** begin Provided data **

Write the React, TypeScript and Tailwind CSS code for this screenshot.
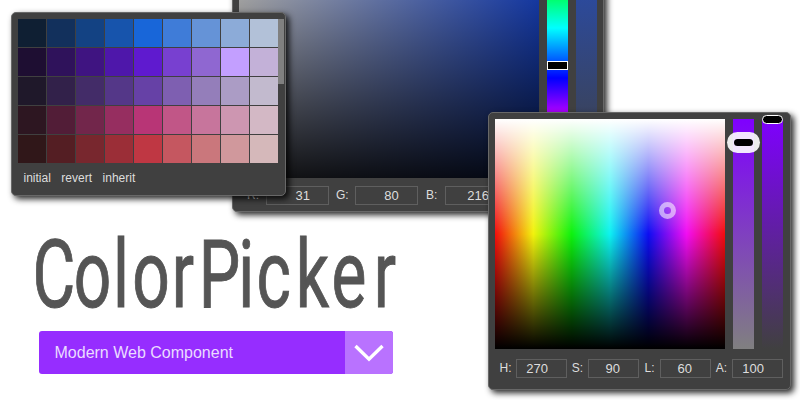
const swatchRows: string[][] = [
  ['#0f1f33', '#12305c', '#134283', '#1754ac', '#1866d9', '#3f7cd8', '#6593d7', '#8cabd8', '#b2c1d8'],
  ['#1e0e32', '#2f125b', '#3f1481', '#4e17aa', '#5f1acf', '#7840d0', '#8f67d1', '#c39fff', '#c3b1d8'],
  ['#1f182a', '#32214a', '#432c68', '#543788', '#6641a6', '#7e5fb1', '#947eba', '#ab9cc5', '#c2bace'],
  ['#2d1621', '#521d37', '#72264b', '#962e60', '#b83576', '#c15687', '#c7759c', '#cd96b1', '#d3b8c5'],
  ['#301719', '#541e23', '#78272e', '#9b2e37', '#bf3743', '#c55760', '#ca777c', '#d0989c', '#d5b8ba'],
]

const panel =
  'absolute rounded-[5px] border border-[#686868] bg-[#404040] shadow-[3px_3px_6px_rgba(0,0,0,0.85)]'

function Field({ label, value, box, gap }: { label: string; value: number; box: string; gap: string }) {
  return (
    <label className={`flex h-[19px] items-center text-[12px] text-[#dddddd] ${gap}`}>
      <span className="leading-[19px]">{label}:</span>
      <span className={`flex h-[19px] items-center justify-end border border-[#5f5f5f] pr-[18px] text-[13px] ${box}`}>
        {value}
      </span>
    </label>
  )
}

function Swatches() {
  return (
    <section className={`${panel} left-[11px] top-[12px] h-[184px] w-[275px] pl-[6px] pt-[6px]`}>
      <div className="flex">
        <div className="grid grid-cols-[repeat(9,28px)] gap-px">
          {swatchRows.flat().map((color) => (
            <div key={color} className="h-[28px]" style={{ backgroundColor: color }} />
          ))}
        </div>
        <div className="h-[65px] w-[6px] bg-[#808080]" />
      </div>
      <div className="flex gap-[10.5px] pl-[5.5px] pt-[7px] text-[12px] leading-[16px] text-[#dddddd]">
        <span>initial</span>
        <span>revert</span>
        <span>inherit</span>
      </div>
    </section>
  )
}

function RgbPicker() {
  return (
    <section className={`${panel} left-[232px] top-[-129px] h-[341px] w-[372px] px-[6px] pt-[6px]`}>
      <div className="flex gap-[8px]">
        <div className="h-[300px] w-[300px] bg-[linear-gradient(to_bottom,transparent,rgba(0,0,0,0.92)),linear-gradient(to_right,#ffffff,#2058ff)]" />
        <div className="relative h-[300px] w-[21px] bg-[linear-gradient(to_bottom,#ff0000,#ffff00,#00ff00,#00ffff,#0000ff,#ff00ff,#ff0000)]">
          <div className="absolute left-0 top-[183px] h-[9px] w-[21px] border border-white bg-black" />
        </div>
        <div className="h-[300px] w-[21px] bg-[linear-gradient(to_bottom,#1f50d8,#404040)]" />
      </div>
      <div className="flex pl-[8px] pt-[8px]">
        <Field label="R" value={31} box="w-[63px]" gap="w-[89px] gap-[7px]" />
        <Field label="G" value={80} box="w-[63px]" gap="w-[90px] gap-[6px]" />
        <Field label="B" value={216} box="w-[63px]" gap="gap-[7.7px]" />
      </div>
    </section>
  )
}

function HslPicker() {
  return (
    <section className={`${panel} left-[488px] top-[112px] h-[278px] w-[303px] pl-[6px] pt-[6px]`}>
      <div className="flex gap-[8px]">
        <div className="relative h-[230px] w-[230px] bg-[linear-gradient(to_bottom,#ffffff,rgba(255,255,255,0)_50%,rgba(0,0,0,0)_50%,#000000),linear-gradient(to_right,#f20d0d,#f2f20d,#0df20d,#0df2f2,#0d0df2,#f20df2,#f20d0d)]">
          <div className="absolute left-[164px] top-[83px] size-[17px] rounded-full border-[5px] border-white/55" />
        </div>
        <div className="relative h-[230px] w-[21px] bg-[linear-gradient(to_bottom,#7f00ff,#808080)]">
          <div className="absolute left-[-6px] top-[13px] flex h-[21px] w-[33px] items-center justify-center rounded-full bg-white/90">
            <div className="h-[7px] w-[19px] rounded-full bg-black" />
          </div>
        </div>
        <div className="relative h-[230px] w-[21px] bg-[linear-gradient(to_bottom,#7f00ff,#404040)]">
          <div className="absolute left-0 top-[-4px] h-[9px] w-[21px] rounded-full border border-white bg-black" />
        </div>
      </div>
      <div className="flex pt-[10px]">
        <Field label="H" value={270} box="w-[51px]" gap="w-[72px] justify-end gap-[4.5px]" />
        <Field label="S" value={90} box="w-[51px]" gap="w-[72px] justify-end gap-[5px]" />
        <Field label="L" value={60} box="w-[51px]" gap="w-[72px] justify-end gap-[5.5px]" />
        <Field label="A" value={100} box="w-[51px]" gap="w-[72px] justify-end gap-[5px]" />
      </div>
    </section>
  )
}

export default function App() {
  return (
    <main className="relative h-[400px] w-[800px] overflow-hidden bg-white font-['Liberation_Sans',Arial,sans-serif]">
      <div className="flex flex-col pl-[20px] pt-[210px]">
        <svg className="block h-[121px] w-[400px] overflow-visible" viewBox="20 210 400 121" role="img" aria-label="ColorPicker">
          <text
            transform="scale(0.7 1)"
            y="307.5"
            x="46.5 105.5 161.5 189 245.5 284 340.5 366.5 422.5 473.5 534"
            fontFamily="Roboto, sans-serif"
            fontSize="94"
            fontWeight="400"
            fill="#555555"
            stroke="#555555"
            strokeWidth="1"
          >
            ColorPicker
          </text>
        </svg>
        <button className="ml-[19px] flex h-[43px] w-[354px] overflow-hidden rounded-[3px] bg-[#962dff] text-left">
          <span className="flex-1 pl-[15.5px] text-[16px] leading-[43px] text-[#eadbff]">Modern Web Component</span>
          <span className="flex h-full w-[48px] items-center justify-center bg-[#b972ff]">
            <svg width="30" height="18" viewBox="0 0 30 18" fill="none" stroke="white" strokeWidth="3.4">
              <path d="M1.5 2 L15 15.2 L28.5 2" />
            </svg>
          </span>
        </button>
      </div>
      <RgbPicker />
      <Swatches />
      <HslPicker />
    </main>
  )
}
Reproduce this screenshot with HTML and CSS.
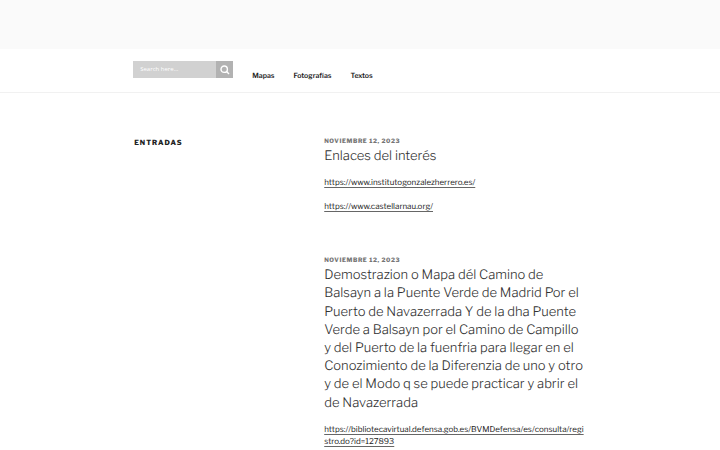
FILE: index.html
```html
<!DOCTYPE html>
<html lang="es">
<head>
<meta charset="utf-8">
<title>Entradas</title>
<meta name="viewport" content="width=device-width, initial-scale=1">
<link rel="stylesheet" href="styles.css">
</head>
<body>
<header class="banner"></header>
<nav class="navigation">
  <div class="wrap nav-row">
    <form class="search" role="search">
      <input class="search-input" type="search" aria-label="Search" placeholder="Search here...">
      <button class="search-button" type="button" aria-label="Search">
        <svg class="search-icon" viewBox="0 0 10 10"><circle cx="4.2" cy="4.2" r="3.2"/><path d="M6.6 6.6 9 9"/></svg>
      </button>
    </form>
    <ul class="menu">
      <li><a href="#mapas">Mapas</a></li>
      <li><a href="#fotografias">Fotografías</a></li>
      <li><a href="#textos">Textos</a></li>
    </ul>
  </div>
</nav>
<div class="wrap content">
  <h2 class="page-title">Entradas</h2>
  <main class="posts">
    <article class="post">
      <time class="date" datetime="2023-11-12">noviembre 12, 2023</time>
      <h3 class="title">Enlaces del interés</h3>
      <p><a href="https://www.institutogonzalezherrero.es/">https://www.institutogonzalezherrero.es/</a></p>
      <p><a href="https://www.castellarnau.org/">https://www.castellarnau.org/</a></p>
    </article>
    <article class="post">
      <time class="date" datetime="2023-11-12">noviembre 12, 2023</time>
      <h3 class="title">Demostrazion o Mapa dél Camino de Balsayn a la Puente Verde de Madrid Por el Puerto de Navazerrada Y de la dha Puente Verde a Balsayn por el Camino de Campillo y del Puerto de la fuenfria para llegar en el Conozimiento de la Diferenzia de uno y otro y de el Modo q se puede practicar y abrir el de Navazerrada</h3>
      <p><a href="https://bibliotecavirtual.defensa.gob.es/BVMDefensa/es/consulta/registro.do?id=127893">https://bibliotecavirtual.defensa.gob.es/BVMDefensa/es/consulta/registro.do?id=127893</a></p>
    </article>
  </main>
</div>
</body>
</html>
```
FILE: styles.css
```css
* { box-sizing: border-box; }
body {
  margin: 0;
  background: #fff;
  color: #333;
  font: 8px/12px "Libre Franklin", "Open Sans", sans-serif;
  text-rendering: geometricPrecision;
}
a { color: #222; }
.banner { height: 49px; background: #fafafa; }
.navigation { border-bottom: 1px solid #f1f1f1; }
.wrap { width: 63%; margin: 0 auto; }
.nav-row { display: flex; align-items: flex-start; padding: 12px 0 10px; }
.search { display: flex; width: 100px; height: 17px; }
.search-input {
  flex: 1; min-width: 0; padding: 0 7px; border: 0; border-radius: 0;
  background: #d1d1d1; color: #fff; font: 6px/17px "Open Sans", sans-serif;
  appearance: none;
}
.search-input::placeholder { color: #fff; opacity: 1; }
.search-button {
  display: grid; place-items: center; width: 17px; padding: 0; border: 0; background: #b2b2b2;
}
.search-icon { width: 10px; height: 10px; fill: none; stroke: #fff; stroke-width: 1.4; }
.menu { display: flex; gap: 19px; margin: 8px 0 0 19px; padding: 0; list-style: none; }
.menu a { font-size: 7px; font-weight: 600; text-decoration: none; }
.content { display: grid; grid-template-columns: 190px 1fr; padding: 44px 2px 0 1px; }
.page-title { margin: 0; color: #222; font-size: 7px; line-height: 12px; font-weight: 800; letter-spacing: 1px; text-transform: uppercase; }
.post { margin-bottom: 44px; }
.post:last-child { margin-bottom: 0; }
.post:last-child p { margin-bottom: 0; }
.date { display: block; color: #767676; font-size: 6px; line-height: 10px; font-weight: 800; letter-spacing: 0.1em; text-transform: uppercase; }
.title { margin: 0 0 11px; font-size: 13px; line-height: 1.4; font-weight: 300; }
.post p { margin: 0 0 12px; word-break: break-all; }
.post a { text-decoration-color: #666; text-underline-offset: 2px; text-decoration-skip-ink: none; }
```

** end Provided data **

**Exercise details**
Select the lines that carry the string "this" and copy them.

**Reply**
Write the React, TypeScript and Tailwind CSS code for this screenshot.
Reproduce this screenshot with HTML and CSS.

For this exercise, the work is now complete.